At a girl's night out the other evening, we were discussing how many marriages fell apart in our children's first year of school. In Lily's class, almost a quarter of the families suffered some sort of separation or divorce. Everything is shaken and while I feel confident in my marriage, I sometimes wonder what happened to those other families. Could it somehow affect us? At one time, they were in love with their partner and yet now they are spitting venom at the person who made up half of their child. Did part of them get trapped too and did they choose to cut off an offending limb to escape the drowning feeling? Or were they hacking wildly at their life, panicked by the same sensation I feel right now, and instead of freeing themselves they just bloodied the walls of their future?

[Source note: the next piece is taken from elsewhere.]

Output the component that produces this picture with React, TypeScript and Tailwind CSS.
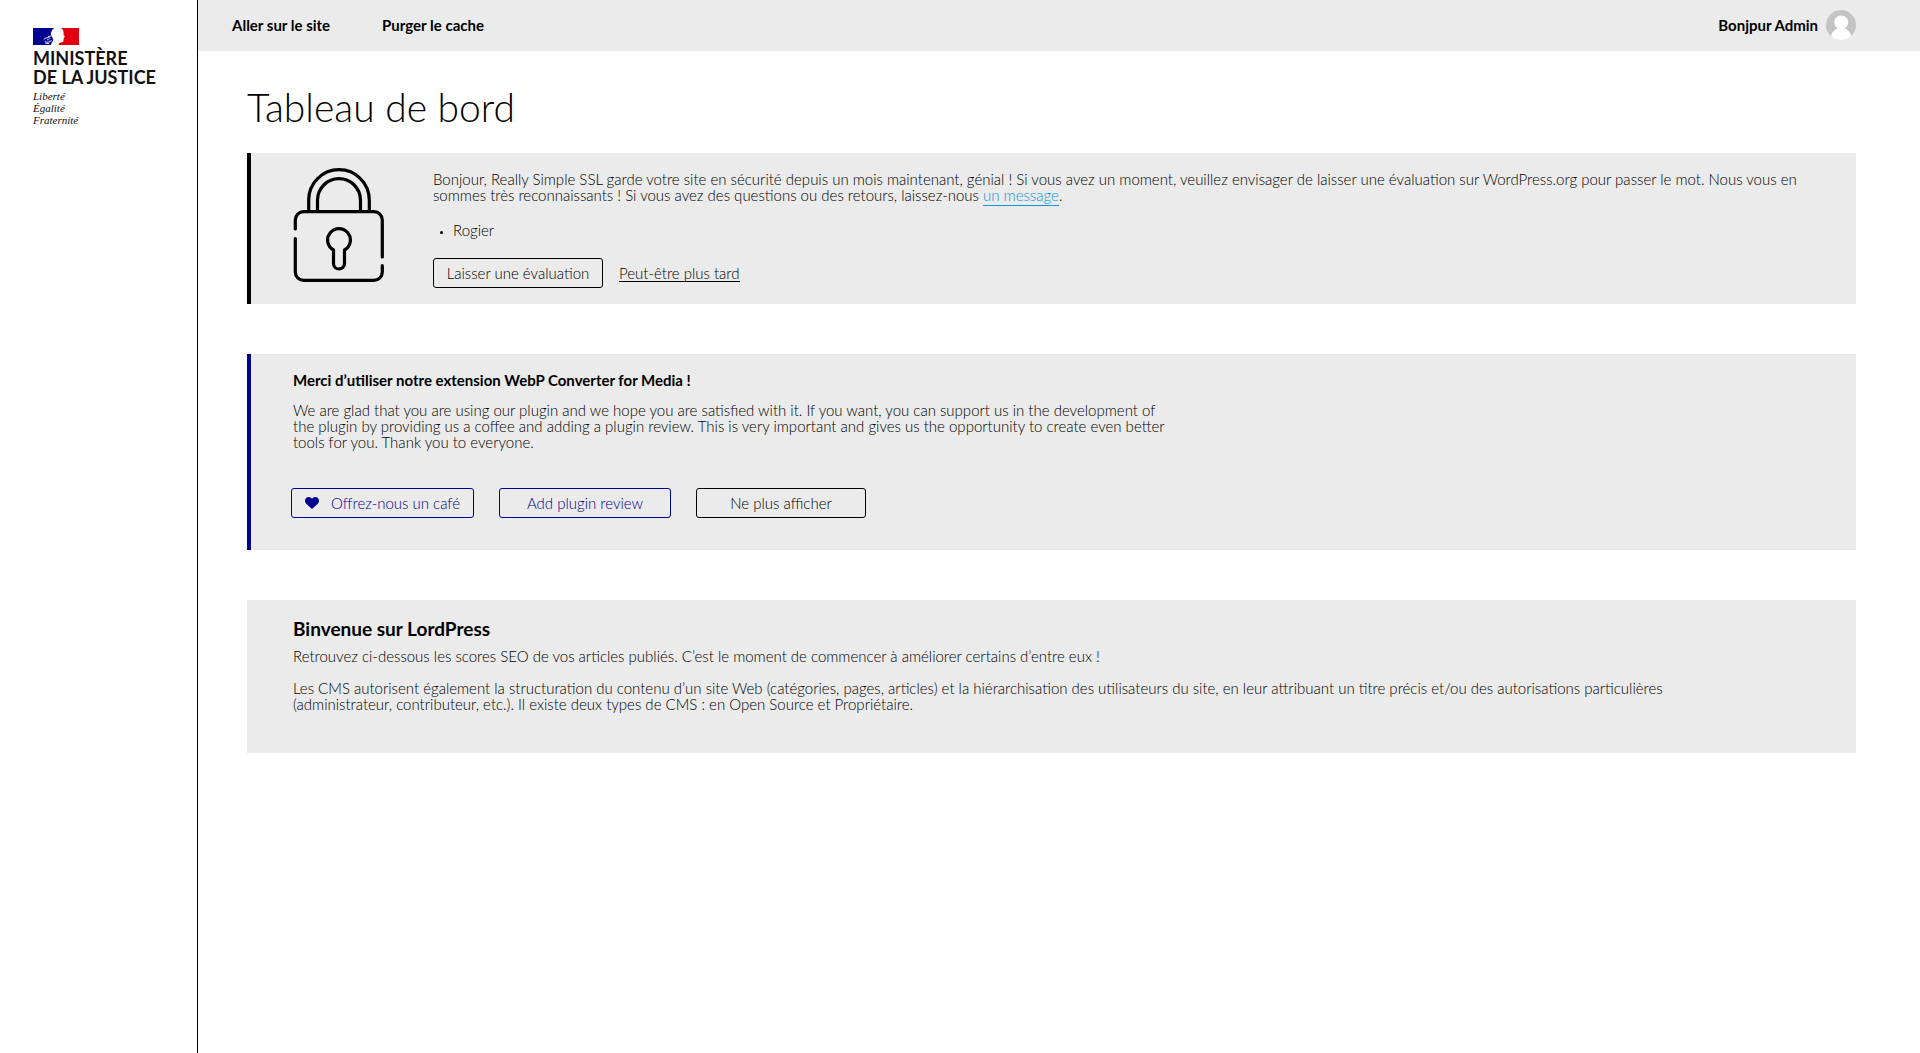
import React from "react";

function Logo() {
  return (
    <a href="#" className="block w-fit font-['Lato',sans-serif] text-[#111]" aria-label="Ministère de la Justice">
      <svg width="46" height="17" viewBox="0 0 46 17" aria-hidden="true">
        <path d="M0 0H21.5C19.6 0.900 18.600 2.200 18.500 3.800C17.800 4.600 17.600 5.600 18 6.600C18.200 7.800 18.800 8.600 19.400 9.600L20.200 11.600C20.400 13 19.400 14 18.600 14.800L17.800 17H0Z" fill="#000091" />
        <path d="M28 0H46V17H25.600C26 15 27 14.200 28.600 14.200C30 14.200 30.600 13.600 30.400 12.400L30.800 11.400L30.300 10.700L31 9.900C30.900 9.400 31.900 9.300 31.700 8.500C31.200 7.500 30.400 6.700 30.500 5.700C30.900 3.600 30.200 1.500 28 0Z" fill="#e1000f" />
        <path d="M10.800 11.400C12.300 9.700 15 9.200 17.400 10.200M11.800 13.600C13.600 14.700 16.600 14.500 18.800 12.400M14 12C14.700 11.400 15.900 11.500 16.300 12.300M12.400 15.300L16.200 15.700M14.800 8.600L18.200 7.900" stroke="#fff" strokeWidth="0.9" fill="none" />
      </svg>
      <span className="mt-1 block text-lg leading-[19px] font-bold">
        MINISTÈRE
        <br />
        DE LA JUSTICE
      </span>
      <span className="mt-[3px] block font-['Liberation_Serif',serif] text-[11px] leading-3 italic">
        Liberté
        <br />
        Égalité
        <br />
        Fraternité
      </span>
    </a>
  );
}

function Lock() {
  return (
    <svg width="92" height="116" viewBox="0 0 92 116" fill="none" stroke="#000" strokeWidth="3.2" strokeLinecap="round" className="shrink-0" aria-hidden="true">
      <path d="M15.700 44.700V33a30.300 30.300 0 0 1 60.600 0V44.700" strokeLinecap="butt" />
      <path d="M24.500 44.700V33.200a21.500 21.500 0 0 1 43 0V44.700" strokeLinecap="butt" />
      <path d="M2.300 62V53a8.300 8.300 0 0 1 8.300-8.300H81a8.300 8.300 0 0 1 8.300 8.300V90" />
      <path d="M2.300 71.500V105a8.300 8.300 0 0 0 8.300 8.300H81a8.300 8.300 0 0 0 8.300-8.300V98.500" />
      <path d="M40.500 83a11.400 11.400 0 1 1 11 0V96.500a5.500 5.500 0 0 1-11 0Z" strokeLinejoin="round" />
    </svg>
  );
}

function Avatar() {
  return (
    <svg width="30" height="30" viewBox="0 0 30 30" aria-hidden="true">
      <circle cx="15" cy="15" r="15" fill="#c4c4c4" />
      <path d="M4.800 26C6 22 8.500 19.400 11.600 18.400A7 7 0 1 1 18.800 18.400C21.800 19.400 24 22 25.200 26A15 15 0 0 1 4.800 26Z" fill="#fff" />
    </svg>
  );
}

function Heart() {
  return (
    <svg width="14" height="12" viewBox="0 0 14 12" fill="#000091" aria-hidden="true">
      <path d="M7 12L1.200 6.700C-.3 5.200-.4 2.600 1.100 1.100C2.600-.3 4.900-.3 6.300 1.100L7 1.900L7.700 1.100C9.100-.3 11.400-.3 12.900 1.100C14.400 2.600 14.300 5.200 12.800 6.700Z" />
    </svg>
  );
}

export default function App() {
  return (
    <div className="flex min-h-screen bg-white font-['Lato',sans-serif] text-[15px] leading-4 font-light text-black">
      <aside className="w-[198px] shrink-0 border-r border-black pt-7 pl-[33px]">
        <Logo />
      </aside>
      <div className="min-w-0 flex-1">
        <header className="flex h-[51px] items-center justify-between bg-[#ebebeb] pr-16 pb-0.5 pl-[34px] font-bold">
          <nav className="flex gap-[52px]">
            <a href="#">Aller sur le site</a>
            <a href="#">Purger le cache</a>
          </nav>
          <a href="#" className="flex items-center gap-2">
            Bonjpur Admin
            <Avatar />
          </a>
        </header>
        <main className="pt-[35px] pr-16 pb-12 pl-[49px]">
          <h1 className="text-[39px] leading-[42px]">Tableau de bord</h1>

          <section className="mt-[25px] flex gap-12 border-l-4 border-black bg-[#ebebeb] pt-[14px] pr-12 pb-4 pl-[42px]">
            <Lock />
            <div className="pt-1">
              <p>
                Bonjour, Really Simple SSL garde votre site en sécurité depuis un mois maintenant, génial ! Si vous avez un moment, veuillez envisager de laisser une évaluation sur WordPress.org pour passer le mot. Nous vous en sommes très reconnaissants ! Si vous avez des questions ou des retours, laissez-nous{" "}
                <a href="#" className="inline-block border-b border-[#0a95e0] pb-0.5 text-[#0a95e0]">un message</a>.
              </p>
              <ul className="mt-4 list-disc pl-5 marker:text-[9px]">
                <li>Rogier</li>
              </ul>
              <div className="mt-5 flex items-center gap-4">
                <button className="h-[30px] w-[170px] rounded-[3px] border border-black">Laisser une évaluation</button>
                <a href="#" className="border-b border-black">Peut-être plus tard</a>
              </div>
            </div>
          </section>

          <section className="mt-[50px] border-l-4 border-[#000091] bg-[#ebebeb] pt-[18px] pb-8 pl-[42px]">
            <h2 className="font-bold">Merci d’utiliser notre extension WebP Converter for Media !</h2>
            <p className="mt-[14px] max-w-[880px]">
              We are glad that you are using our plugin and we hope you are satisfied with it. If you want, you can support us in the development of the plugin by providing us a coffee and adding a plugin review. This is very important and gives us the opportunity to create even better tools for you. Thank you to everyone.
            </p>
            <div className="mt-[38px] -ml-0.5 flex gap-[25px]">
              <button className="flex h-[30px] w-[183px] items-center justify-center gap-3 rounded-[3px] border border-[#000091] text-[#000091]">
                <Heart />
                Offrez-nous un café
              </button>
              <button className="h-[30px] w-[172px] rounded-[3px] border border-[#000091] text-[#000091]">Add plugin review</button>
              <button className="h-[30px] w-[170px] rounded-[3px] border border-black">Ne plus afficher</button>
            </div>
          </section>

          <section className="mt-[50px] bg-[#ebebeb] pt-[18px] pr-10 pb-[41px] pl-[46px]">
            <h2 className="text-[19px] leading-[22px] font-bold">Binvenue sur LordPress</h2>
            <p className="mt-2">Retrouvez ci-dessous les scores SEO de vos articles publiés. C’est le moment de commencer à améliorer certains d’entre eux !</p>
            <p className="mt-4 max-w-[1400px]">
              Les CMS autorisent également la structuration du contenu d’un site Web (catégories, pages, articles) et la hiérarchisation des utilisateurs du site, en leur attribuant un titre précis et/ou des autorisations particulières (administrateur, contributeur, etc.). Il existe deux types de CMS : en Open Source et Propriétaire.
            </p>
          </section>
        </main>
      </div>
    </div>
  );
}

I am trying so hard to see this restlessness as an open door of sweet possibility. I am trying so hard not to swing wildly and sit in silence while I wait. Something is coming, OK. I can accept that. Why do I have to believe it will be for the worse? Why can’t I see this potential shake-up as the brink of fresh opportunity or hope? Why do I have to translate it into anxiety? And, more importantly, how do I find the faith to open myself up to the beauty of this moment?
I saw this video today and watched Jen's face with such fierce understanding. It felt like I was watching what my own face would do if I allowed it. I saw her break and recompose and felt a bit of her struggle in my own core... this desire to let go of the façade and let things get sloppy. I thought about all she's been through, how she's followed the path laid out for her, even when it brought her to Africa and away from her family, and I wondered if I could ever have the courage to take such a step.
Something is coming. I can feel it. And I am so terrified that I will cower and run when the universe is asking me to stand up. But honestly, I think I'm even more afraid that nothing will change and I'll have to learn to live on the brink of... nothing.
Sit in silence.
Smile and let it come.
Forget it all.
Find the edge.
Open my eyes wide.
I wish I knew what the hell to do next.